• WHAT IS NEEDED: Reproduce the data below in full and exclude every picture.

══════════════════════════════

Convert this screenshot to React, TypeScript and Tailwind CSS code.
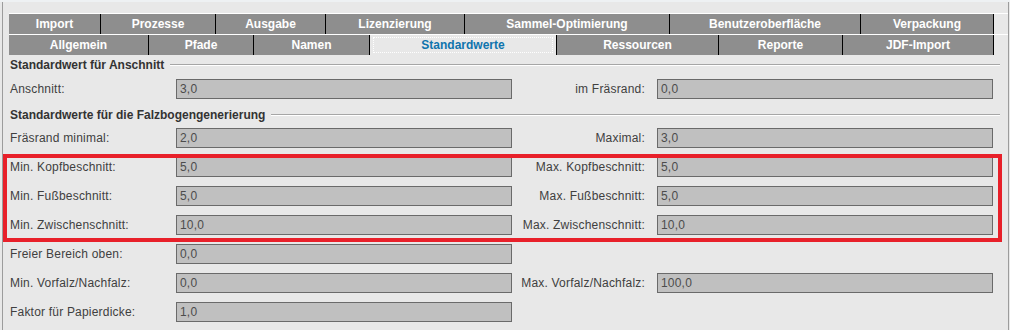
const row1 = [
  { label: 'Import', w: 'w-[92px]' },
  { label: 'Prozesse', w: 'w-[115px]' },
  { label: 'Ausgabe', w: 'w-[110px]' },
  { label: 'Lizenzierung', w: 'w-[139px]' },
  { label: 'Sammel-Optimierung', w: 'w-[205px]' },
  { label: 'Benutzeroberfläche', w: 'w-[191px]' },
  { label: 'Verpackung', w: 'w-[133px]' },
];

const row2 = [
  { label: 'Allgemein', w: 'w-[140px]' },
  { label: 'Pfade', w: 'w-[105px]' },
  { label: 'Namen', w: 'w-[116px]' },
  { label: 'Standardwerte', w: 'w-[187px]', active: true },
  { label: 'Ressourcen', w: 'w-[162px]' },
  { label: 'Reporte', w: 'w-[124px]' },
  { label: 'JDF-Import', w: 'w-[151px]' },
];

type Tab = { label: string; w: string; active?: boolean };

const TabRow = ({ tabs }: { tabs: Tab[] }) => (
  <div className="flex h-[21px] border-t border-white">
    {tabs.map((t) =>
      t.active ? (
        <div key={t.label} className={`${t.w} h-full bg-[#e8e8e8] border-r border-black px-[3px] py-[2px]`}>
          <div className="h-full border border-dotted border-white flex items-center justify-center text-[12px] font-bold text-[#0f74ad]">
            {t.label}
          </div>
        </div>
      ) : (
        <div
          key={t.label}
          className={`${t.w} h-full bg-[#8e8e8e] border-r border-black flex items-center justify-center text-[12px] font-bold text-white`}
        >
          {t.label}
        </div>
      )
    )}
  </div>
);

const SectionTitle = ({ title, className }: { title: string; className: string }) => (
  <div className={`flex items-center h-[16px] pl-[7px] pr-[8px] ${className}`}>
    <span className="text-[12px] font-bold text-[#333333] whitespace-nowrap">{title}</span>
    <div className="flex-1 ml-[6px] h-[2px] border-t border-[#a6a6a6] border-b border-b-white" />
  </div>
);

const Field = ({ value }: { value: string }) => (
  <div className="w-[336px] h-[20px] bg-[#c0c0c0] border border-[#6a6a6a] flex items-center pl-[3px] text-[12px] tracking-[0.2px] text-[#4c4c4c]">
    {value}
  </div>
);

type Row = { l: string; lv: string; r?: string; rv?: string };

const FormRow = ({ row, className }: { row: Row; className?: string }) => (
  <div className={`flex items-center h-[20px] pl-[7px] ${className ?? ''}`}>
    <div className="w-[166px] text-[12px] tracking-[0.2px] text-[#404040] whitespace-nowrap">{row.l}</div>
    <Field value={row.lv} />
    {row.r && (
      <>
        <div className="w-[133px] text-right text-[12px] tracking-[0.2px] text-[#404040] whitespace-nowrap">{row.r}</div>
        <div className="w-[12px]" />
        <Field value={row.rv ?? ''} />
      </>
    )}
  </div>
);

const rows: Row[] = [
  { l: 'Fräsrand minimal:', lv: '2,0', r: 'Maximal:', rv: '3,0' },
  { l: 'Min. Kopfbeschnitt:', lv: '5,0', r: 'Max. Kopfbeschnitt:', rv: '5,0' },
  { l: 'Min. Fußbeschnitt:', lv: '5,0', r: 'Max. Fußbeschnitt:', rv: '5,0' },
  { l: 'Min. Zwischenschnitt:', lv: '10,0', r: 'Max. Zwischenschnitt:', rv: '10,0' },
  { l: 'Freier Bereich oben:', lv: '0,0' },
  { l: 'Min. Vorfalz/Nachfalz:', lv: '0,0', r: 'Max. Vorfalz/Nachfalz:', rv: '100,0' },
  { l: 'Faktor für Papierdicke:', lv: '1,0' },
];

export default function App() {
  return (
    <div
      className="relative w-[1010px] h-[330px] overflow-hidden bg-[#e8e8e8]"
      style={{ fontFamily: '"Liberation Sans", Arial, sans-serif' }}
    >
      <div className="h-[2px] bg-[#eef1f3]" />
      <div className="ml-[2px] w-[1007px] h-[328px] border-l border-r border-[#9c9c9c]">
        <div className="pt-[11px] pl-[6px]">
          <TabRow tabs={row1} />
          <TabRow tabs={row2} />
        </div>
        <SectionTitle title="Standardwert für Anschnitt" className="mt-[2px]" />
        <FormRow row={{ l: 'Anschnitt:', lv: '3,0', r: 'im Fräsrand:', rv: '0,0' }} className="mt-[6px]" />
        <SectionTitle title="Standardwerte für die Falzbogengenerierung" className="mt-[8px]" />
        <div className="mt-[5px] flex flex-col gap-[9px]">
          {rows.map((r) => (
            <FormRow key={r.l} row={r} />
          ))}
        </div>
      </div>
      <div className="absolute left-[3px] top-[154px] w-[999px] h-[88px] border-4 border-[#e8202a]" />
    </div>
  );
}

══════════════════════════════

• FINAL ANSWER:
Convert this screenshot to React, TypeScript and Tailwind CSS code.
const row1 = [
  { label: 'Import', w: 'w-[92px]' },
  { label: 'Prozesse', w: 'w-[115px]' },
  { label: 'Ausgabe', w: 'w-[110px]' },
  { label: 'Lizenzierung', w: 'w-[139px]' },
  { label: 'Sammel-Optimierung', w: 'w-[205px]' },
  { label: 'Benutzeroberfläche', w: 'w-[191px]' },
  { label: 'Verpackung', w: 'w-[133px]' },
];

const row2 = [
  { label: 'Allgemein', w: 'w-[140px]' },
  { label: 'Pfade', w: 'w-[105px]' },
  { label: 'Namen', w: 'w-[116px]' },
  { label: 'Standardwerte', w: 'w-[187px]', active: true },
  { label: 'Ressourcen', w: 'w-[162px]' },
  { label: 'Reporte', w: 'w-[124px]' },
  { label: 'JDF-Import', w: 'w-[151px]' },
];

type Tab = { label: string; w: string; active?: boolean };

const TabRow = ({ tabs }: { tabs: Tab[] }) => (
  <div className="flex h-[21px] border-t border-white">
    {tabs.map((t) =>
      t.active ? (
        <div key={t.label} className={`${t.w} h-full bg-[#e8e8e8] border-r border-black px-[3px] py-[2px]`}>
          <div className="h-full border border-dotted border-white flex items-center justify-center text-[12px] font-bold text-[#0f74ad]">
            {t.label}
          </div>
        </div>
      ) : (
        <div
          key={t.label}
          className={`${t.w} h-full bg-[#8e8e8e] border-r border-black flex items-center justify-center text-[12px] font-bold text-white`}
        >
          {t.label}
        </div>
      )
    )}
  </div>
);

const SectionTitle = ({ title, className }: { title: string; className: string }) => (
  <div className={`flex items-center h-[16px] pl-[7px] pr-[8px] ${className}`}>
    <span className="text-[12px] font-bold text-[#333333] whitespace-nowrap">{title}</span>
    <div className="flex-1 ml-[6px] h-[2px] border-t border-[#a6a6a6] border-b border-b-white" />
  </div>
);

const Field = ({ value }: { value: string }) => (
  <div className="w-[336px] h-[20px] bg-[#c0c0c0] border border-[#6a6a6a] flex items-center pl-[3px] text-[12px] tracking-[0.2px] text-[#4c4c4c]">
    {value}
  </div>
);

type Row = { l: string; lv: string; r?: string; rv?: string };

const FormRow = ({ row, className }: { row: Row; className?: string }) => (
  <div className={`flex items-center h-[20px] pl-[7px] ${className ?? ''}`}>
    <div className="w-[166px] text-[12px] tracking-[0.2px] text-[#404040] whitespace-nowrap">{row.l}</div>
    <Field value={row.lv} />
    {row.r && (
      <>
        <div className="w-[133px] text-right text-[12px] tracking-[0.2px] text-[#404040] whitespace-nowrap">{row.r}</div>
        <div className="w-[12px]" />
        <Field value={row.rv ?? ''} />
      </>
    )}
  </div>
);

const rows: Row[] = [
  { l: 'Fräsrand minimal:', lv: '2,0', r: 'Maximal:', rv: '3,0' },
  { l: 'Min. Kopfbeschnitt:', lv: '5,0', r: 'Max. Kopfbeschnitt:', rv: '5,0' },
  { l: 'Min. Fußbeschnitt:', lv: '5,0', r: 'Max. Fußbeschnitt:', rv: '5,0' },
  { l: 'Min. Zwischenschnitt:', lv: '10,0', r: 'Max. Zwischenschnitt:', rv: '10,0' },
  { l: 'Freier Bereich oben:', lv: '0,0' },
  { l: 'Min. Vorfalz/Nachfalz:', lv: '0,0', r: 'Max. Vorfalz/Nachfalz:', rv: '100,0' },
  { l: 'Faktor für Papierdicke:', lv: '1,0' },
];

export default function App() {
  return (
    <div
      className="relative w-[1010px] h-[330px] overflow-hidden bg-[#e8e8e8]"
      style={{ fontFamily: '"Liberation Sans", Arial, sans-serif' }}
    >
      <div className="h-[2px] bg-[#eef1f3]" />
      <div className="ml-[2px] w-[1007px] h-[328px] border-l border-r border-[#9c9c9c]">
        <div className="pt-[11px] pl-[6px]">
          <TabRow tabs={row1} />
          <TabRow tabs={row2} />
        </div>
        <SectionTitle title="Standardwert für Anschnitt" className="mt-[2px]" />
        <FormRow row={{ l: 'Anschnitt:', lv: '3,0', r: 'im Fräsrand:', rv: '0,0' }} className="mt-[6px]" />
        <SectionTitle title="Standardwerte für die Falzbogengenerierung" className="mt-[8px]" />
        <div className="mt-[5px] flex flex-col gap-[9px]">
          {rows.map((r) => (
            <FormRow key={r.l} row={r} />
          ))}
        </div>
      </div>
      <div className="absolute left-[3px] top-[154px] w-[999px] h-[88px] border-4 border-[#e8202a]" />
    </div>
  );
}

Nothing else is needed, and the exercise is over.